**SHORT PROBLEM**: Give the data again, word for word.

**SOURCE EXCERPT**:
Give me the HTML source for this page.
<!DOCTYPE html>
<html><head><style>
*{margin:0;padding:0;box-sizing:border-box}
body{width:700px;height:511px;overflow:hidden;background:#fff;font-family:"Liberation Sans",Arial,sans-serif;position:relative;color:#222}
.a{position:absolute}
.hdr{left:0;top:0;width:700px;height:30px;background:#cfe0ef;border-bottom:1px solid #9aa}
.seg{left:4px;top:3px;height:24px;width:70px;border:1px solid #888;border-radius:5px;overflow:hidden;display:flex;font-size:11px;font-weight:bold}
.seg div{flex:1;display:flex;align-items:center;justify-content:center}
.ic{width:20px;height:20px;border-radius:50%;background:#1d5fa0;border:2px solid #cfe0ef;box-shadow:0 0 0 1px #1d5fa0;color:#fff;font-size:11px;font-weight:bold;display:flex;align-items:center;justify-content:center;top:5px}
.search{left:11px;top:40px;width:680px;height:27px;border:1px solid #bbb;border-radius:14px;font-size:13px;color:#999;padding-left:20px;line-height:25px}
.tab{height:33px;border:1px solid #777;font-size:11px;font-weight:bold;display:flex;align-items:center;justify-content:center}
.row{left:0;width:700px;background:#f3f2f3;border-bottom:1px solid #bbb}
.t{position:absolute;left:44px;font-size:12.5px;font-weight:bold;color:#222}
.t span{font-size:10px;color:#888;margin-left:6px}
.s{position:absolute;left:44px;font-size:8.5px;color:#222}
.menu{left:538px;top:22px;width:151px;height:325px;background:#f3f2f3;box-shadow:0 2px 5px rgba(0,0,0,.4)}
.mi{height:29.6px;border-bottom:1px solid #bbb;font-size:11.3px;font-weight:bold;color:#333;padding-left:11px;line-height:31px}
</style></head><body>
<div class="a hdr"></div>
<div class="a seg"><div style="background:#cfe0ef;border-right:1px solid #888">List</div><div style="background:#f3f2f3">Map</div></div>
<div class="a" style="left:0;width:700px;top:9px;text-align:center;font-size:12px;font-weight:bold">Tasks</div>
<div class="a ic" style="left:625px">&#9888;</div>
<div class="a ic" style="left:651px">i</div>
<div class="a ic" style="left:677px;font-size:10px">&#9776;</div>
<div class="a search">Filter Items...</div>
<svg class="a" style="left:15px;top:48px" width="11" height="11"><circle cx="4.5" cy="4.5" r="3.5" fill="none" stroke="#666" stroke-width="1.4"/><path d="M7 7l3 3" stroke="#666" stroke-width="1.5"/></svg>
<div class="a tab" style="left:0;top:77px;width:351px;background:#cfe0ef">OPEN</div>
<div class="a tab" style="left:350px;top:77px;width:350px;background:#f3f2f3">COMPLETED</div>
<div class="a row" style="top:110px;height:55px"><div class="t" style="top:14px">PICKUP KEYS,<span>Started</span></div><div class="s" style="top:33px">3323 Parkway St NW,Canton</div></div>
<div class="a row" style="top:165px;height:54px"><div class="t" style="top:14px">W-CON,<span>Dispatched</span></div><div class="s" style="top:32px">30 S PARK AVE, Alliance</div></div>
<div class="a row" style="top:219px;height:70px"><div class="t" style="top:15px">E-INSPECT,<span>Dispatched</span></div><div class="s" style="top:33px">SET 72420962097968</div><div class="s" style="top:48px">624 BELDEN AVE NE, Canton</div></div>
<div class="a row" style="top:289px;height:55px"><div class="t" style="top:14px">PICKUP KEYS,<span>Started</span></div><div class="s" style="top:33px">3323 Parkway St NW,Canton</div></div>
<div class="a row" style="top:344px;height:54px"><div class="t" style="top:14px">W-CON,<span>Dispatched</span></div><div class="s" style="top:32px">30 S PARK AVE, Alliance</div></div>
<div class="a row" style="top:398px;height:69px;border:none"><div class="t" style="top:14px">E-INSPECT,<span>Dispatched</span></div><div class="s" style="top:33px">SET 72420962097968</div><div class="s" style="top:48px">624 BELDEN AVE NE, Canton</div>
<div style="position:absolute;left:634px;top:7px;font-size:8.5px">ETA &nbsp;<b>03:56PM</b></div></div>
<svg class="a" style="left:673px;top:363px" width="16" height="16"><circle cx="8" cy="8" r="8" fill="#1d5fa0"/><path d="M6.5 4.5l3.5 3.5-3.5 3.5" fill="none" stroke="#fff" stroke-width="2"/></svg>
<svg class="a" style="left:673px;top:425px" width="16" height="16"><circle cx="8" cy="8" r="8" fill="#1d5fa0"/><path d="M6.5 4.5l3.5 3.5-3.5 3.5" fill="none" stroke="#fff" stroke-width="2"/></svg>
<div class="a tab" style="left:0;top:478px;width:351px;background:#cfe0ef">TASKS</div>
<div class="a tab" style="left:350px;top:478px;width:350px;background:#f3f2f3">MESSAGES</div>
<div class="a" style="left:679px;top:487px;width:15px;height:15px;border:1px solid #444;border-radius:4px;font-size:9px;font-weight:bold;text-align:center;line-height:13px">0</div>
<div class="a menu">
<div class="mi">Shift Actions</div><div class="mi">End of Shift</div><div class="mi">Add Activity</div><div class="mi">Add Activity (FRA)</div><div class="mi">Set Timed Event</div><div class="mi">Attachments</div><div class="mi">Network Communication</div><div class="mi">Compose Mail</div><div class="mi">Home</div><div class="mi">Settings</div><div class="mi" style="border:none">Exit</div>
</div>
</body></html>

**EXERCISE SOLUTION**:
Give me the HTML source for this page.
<!DOCTYPE html>
<html><head><style>
*{margin:0;padding:0;box-sizing:border-box}
body{width:700px;height:511px;overflow:hidden;background:#fff;font-family:"Liberation Sans",Arial,sans-serif;position:relative;color:#222}
.a{position:absolute}
.hdr{left:0;top:0;width:700px;height:30px;background:#cfe0ef;border-bottom:1px solid #9aa}
.seg{left:4px;top:3px;height:24px;width:70px;border:1px solid #888;border-radius:5px;overflow:hidden;display:flex;font-size:11px;font-weight:bold}
.seg div{flex:1;display:flex;align-items:center;justify-content:center}
.ic{width:20px;height:20px;border-radius:50%;background:#1d5fa0;border:2px solid #cfe0ef;box-shadow:0 0 0 1px #1d5fa0;color:#fff;font-size:11px;font-weight:bold;display:flex;align-items:center;justify-content:center;top:5px}
.search{left:11px;top:40px;width:680px;height:27px;border:1px solid #bbb;border-radius:14px;font-size:13px;color:#999;padding-left:20px;line-height:25px}
.tab{height:33px;border:1px solid #777;font-size:11px;font-weight:bold;display:flex;align-items:center;justify-content:center}
.row{left:0;width:700px;background:#f3f2f3;border-bottom:1px solid #bbb}
.t{position:absolute;left:44px;font-size:12.5px;font-weight:bold;color:#222}
.t span{font-size:10px;color:#888;margin-left:6px}
.s{position:absolute;left:44px;font-size:8.5px;color:#222}
.menu{left:538px;top:22px;width:151px;height:325px;background:#f3f2f3;box-shadow:0 2px 5px rgba(0,0,0,.4)}
.mi{height:29.6px;border-bottom:1px solid #bbb;font-size:11.3px;font-weight:bold;color:#333;padding-left:11px;line-height:31px}
</style></head><body>
<div class="a hdr"></div>
<div class="a seg"><div style="background:#cfe0ef;border-right:1px solid #888">List</div><div style="background:#f3f2f3">Map</div></div>
<div class="a" style="left:0;width:700px;top:9px;text-align:center;font-size:12px;font-weight:bold">Tasks</div>
<div class="a ic" style="left:625px">&#9888;</div>
<div class="a ic" style="left:651px">i</div>
<div class="a ic" style="left:677px;font-size:10px">&#9776;</div>
<div class="a search">Filter Items...</div>
<svg class="a" style="left:15px;top:48px" width="11" height="11"><circle cx="4.5" cy="4.5" r="3.5" fill="none" stroke="#666" stroke-width="1.4"/><path d="M7 7l3 3" stroke="#666" stroke-width="1.5"/></svg>
<div class="a tab" style="left:0;top:77px;width:351px;background:#cfe0ef">OPEN</div>
<div class="a tab" style="left:350px;top:77px;width:350px;background:#f3f2f3">COMPLETED</div>
<div class="a row" style="top:110px;height:55px"><div class="t" style="top:14px">PICKUP KEYS,<span>Started</span></div><div class="s" style="top:33px">3323 Parkway St NW,Canton</div></div>
<div class="a row" style="top:165px;height:54px"><div class="t" style="top:14px">W-CON,<span>Dispatched</span></div><div class="s" style="top:32px">30 S PARK AVE, Alliance</div></div>
<div class="a row" style="top:219px;height:70px"><div class="t" style="top:15px">E-INSPECT,<span>Dispatched</span></div><div class="s" style="top:33px">SET 72420962097968</div><div class="s" style="top:48px">624 BELDEN AVE NE, Canton</div></div>
<div class="a row" style="top:289px;height:55px"><div class="t" style="top:14px">PICKUP KEYS,<span>Started</span></div><div class="s" style="top:33px">3323 Parkway St NW,Canton</div></div>
<div class="a row" style="top:344px;height:54px"><div class="t" style="top:14px">W-CON,<span>Dispatched</span></div><div class="s" style="top:32px">30 S PARK AVE, Alliance</div></div>
<div class="a row" style="top:398px;height:69px;border:none"><div class="t" style="top:14px">E-INSPECT,<span>Dispatched</span></div><div class="s" style="top:33px">SET 72420962097968</div><div class="s" style="top:48px">624 BELDEN AVE NE, Canton</div>
<div style="position:absolute;left:634px;top:7px;font-size:8.5px">ETA &nbsp;<b>03:56PM</b></div></div>
<svg class="a" style="left:673px;top:363px" width="16" height="16"><circle cx="8" cy="8" r="8" fill="#1d5fa0"/><path d="M6.5 4.5l3.5 3.5-3.5 3.5" fill="none" stroke="#fff" stroke-width="2"/></svg>
<svg class="a" style="left:673px;top:425px" width="16" height="16"><circle cx="8" cy="8" r="8" fill="#1d5fa0"/><path d="M6.5 4.5l3.5 3.5-3.5 3.5" fill="none" stroke="#fff" stroke-width="2"/></svg>
<div class="a tab" style="left:0;top:478px;width:351px;background:#cfe0ef">TASKS</div>
<div class="a tab" style="left:350px;top:478px;width:350px;background:#f3f2f3">MESSAGES</div>
<div class="a" style="left:679px;top:487px;width:15px;height:15px;border:1px solid #444;border-radius:4px;font-size:9px;font-weight:bold;text-align:center;line-height:13px">0</div>
<div class="a menu">
<div class="mi">Shift Actions</div><div class="mi">End of Shift</div><div class="mi">Add Activity</div><div class="mi">Add Activity (FRA)</div><div class="mi">Set Timed Event</div><div class="mi">Attachments</div><div class="mi">Network Communication</div><div class="mi">Compose Mail</div><div class="mi">Home</div><div class="mi">Settings</div><div class="mi" style="border:none">Exit</div>
</div>
</body></html>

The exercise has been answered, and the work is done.